Por outro lado, os compromissos assumidos por Dilma estão na direção certa,  por conta do grande potencial de redução de emissões que essas práticas demostram e pelo fato de a meta ser adicional aos objetivos que o país já adotou no passado. Ao menos no papel, portanto, a agropecuária está na vanguarda da redução de emissões do Brasil.
Assumir o compromisso, porém, é só metade do caminho. Para que ele prospere e não se torne vago, deve-se delinear uma estratégia clara para que essas ações cheguem ao campo. Assim, há necessidade de anunciar também de que maneira as metas para a agropecuária serão executadas e o qual será volume de recursos necessário para colocá-las em prática.
Caso contrário, o risco de chegarmos a 2030 sem alcançarmos a redução proposta para o setor pode ser grande. É desafiador recuperar 15 milhões de pastagens degradadas e introduzir 5 milhões de hectares de ILPF se o setor não tiver uma estrutura e um foco para a escala do impacto desejada.A avaliação do cenário atual é importante como lição para evitar erros que comprometam o alcance das metas futuras. O Plano ABC (Agricultura de Baixa Emissão de Carbono), por exemplo, propôs em 2010 recuperar a mesma área de pastagens degradadas e implementar 4 milhões de hectares de ILPF,  além de outras práticas de baixa emissão até 2020. Porém, a velocidade das ações até o momento sinaliza que essas metas não serão alcançadas dentro do prazo.

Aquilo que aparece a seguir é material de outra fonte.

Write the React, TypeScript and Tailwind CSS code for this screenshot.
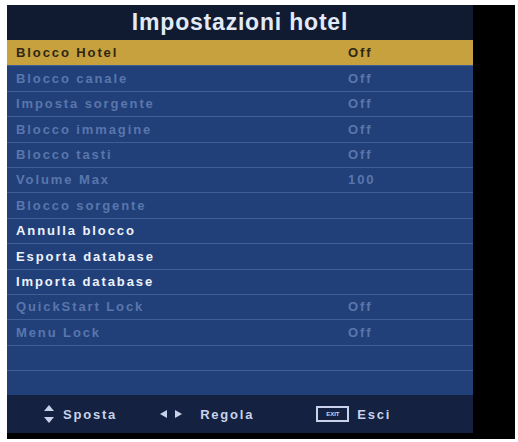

Os mecanismos financeiros e de extensão rural também são tímidos. Em 2015, o Plano Safra diminuiu o volume de crédito destinado ao Programa ABC, que implementa as ações do Plano ABC; as taxas de juros também subiram, e os compromissos de fortalecer a extensão rural no Brasil não foram cumpridos. Não há nada que indique que a meta do atual Plano ABC será cumprida até 2020.  O crédito agrícola voltado à agricultura familiar (Pronaf) também não considera requisitos de baixas emissões em suas linhas de crédito deixando mais uma lacuna no desenvolvimento de baixo carbono proposto. Em resumo, o cenário atual não parece projetar um futuro muito auspicioso para as metas de 2030.

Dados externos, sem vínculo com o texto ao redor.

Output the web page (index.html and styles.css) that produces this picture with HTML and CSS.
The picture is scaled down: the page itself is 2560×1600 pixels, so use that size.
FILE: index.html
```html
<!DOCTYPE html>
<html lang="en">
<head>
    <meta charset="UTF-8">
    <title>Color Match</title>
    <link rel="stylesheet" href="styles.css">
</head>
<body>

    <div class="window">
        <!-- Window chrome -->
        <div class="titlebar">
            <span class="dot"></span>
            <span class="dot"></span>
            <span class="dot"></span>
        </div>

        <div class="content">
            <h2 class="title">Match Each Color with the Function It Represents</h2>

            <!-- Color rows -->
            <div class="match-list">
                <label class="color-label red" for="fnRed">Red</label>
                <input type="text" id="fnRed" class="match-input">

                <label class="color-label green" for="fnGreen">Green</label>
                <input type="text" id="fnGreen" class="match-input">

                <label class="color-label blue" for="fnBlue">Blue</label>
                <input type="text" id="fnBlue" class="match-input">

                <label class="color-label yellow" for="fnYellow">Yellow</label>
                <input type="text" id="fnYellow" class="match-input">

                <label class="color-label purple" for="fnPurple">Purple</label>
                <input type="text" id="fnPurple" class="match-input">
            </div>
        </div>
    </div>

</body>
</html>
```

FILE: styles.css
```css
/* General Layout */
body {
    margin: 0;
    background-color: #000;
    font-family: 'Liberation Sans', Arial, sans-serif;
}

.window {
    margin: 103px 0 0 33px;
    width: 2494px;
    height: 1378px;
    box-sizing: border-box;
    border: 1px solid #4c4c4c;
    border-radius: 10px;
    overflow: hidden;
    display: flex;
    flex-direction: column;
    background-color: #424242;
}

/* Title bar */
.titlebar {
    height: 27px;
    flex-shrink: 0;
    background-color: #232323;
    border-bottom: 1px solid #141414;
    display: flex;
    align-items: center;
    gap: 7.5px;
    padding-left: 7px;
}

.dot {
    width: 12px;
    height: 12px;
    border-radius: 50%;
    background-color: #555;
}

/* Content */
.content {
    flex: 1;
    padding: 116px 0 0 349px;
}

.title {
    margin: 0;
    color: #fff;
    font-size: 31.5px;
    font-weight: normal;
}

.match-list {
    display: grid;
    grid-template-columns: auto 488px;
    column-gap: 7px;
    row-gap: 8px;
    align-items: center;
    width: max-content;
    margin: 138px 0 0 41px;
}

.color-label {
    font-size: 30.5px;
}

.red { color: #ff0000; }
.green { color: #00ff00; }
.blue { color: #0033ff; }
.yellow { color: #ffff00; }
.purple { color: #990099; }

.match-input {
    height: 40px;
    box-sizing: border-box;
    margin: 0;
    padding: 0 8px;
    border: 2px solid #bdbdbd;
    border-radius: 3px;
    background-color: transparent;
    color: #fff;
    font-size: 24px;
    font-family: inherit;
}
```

As tecnologias que permitem produzir com baixa emissão de carbono já existem, mas elas precisam chegar a todo o Brasil: a intensificação, o plantio direto, o manejo dos resíduos animais, a eficiência na adubação, a fixação biológica de nitrogênio precisam ganhar escala. Para isso, políticas agrícolas como o Plano Safra e o Pronaf devem adotar critérios de baixo carbono em suas linhas de crédito e seu desembolso deve ser desburocratizado.
 A extensão rural precisa ser ampliada para que os produtores melhorem a gestão de suas propriedades e alcancem mais eficiência com menos emissões. Parcerias público-privadas também podem acelerar o processo de adoção dessas tecnologias.

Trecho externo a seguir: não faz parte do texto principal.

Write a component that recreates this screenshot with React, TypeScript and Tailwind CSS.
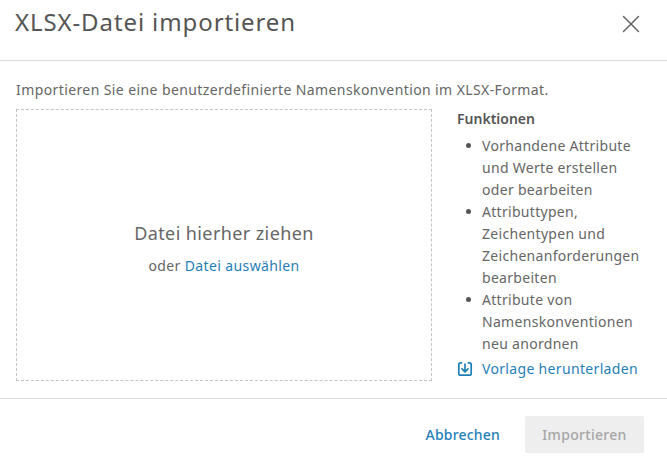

Outro aspecto importante é a colaboração de outros setores ligados à agropecuária para que a meta de redução seja alcançada. O planejamento integrado entre meio ambiente, infraestrutura e educação é fundamental para viabilizar a adequação ao Código Florestal, o escoamento e armazenagem da produção e a pesquisa e transferência de tecnologia relacionada ao setor rural.
 Atingir a meta proposta exigirá uma verdadeira força-tarefa, na qual a sociedade civil, o governo e as empresas privadas deverão trabalhar de forma conjunta para que a produção, a conservação e a redução das emissões possam colaborar, num curto espaço de tempo, com a manutenção do clima global dentro de limites suportáveis.
*Marina Piatto é engenheira agrônoma, Coordenadora da Iniciativa de Clima e Agricultura do Imaflora e integrante do Observatório do Clima, uma coalizão de 38 organizações da sociedade civil.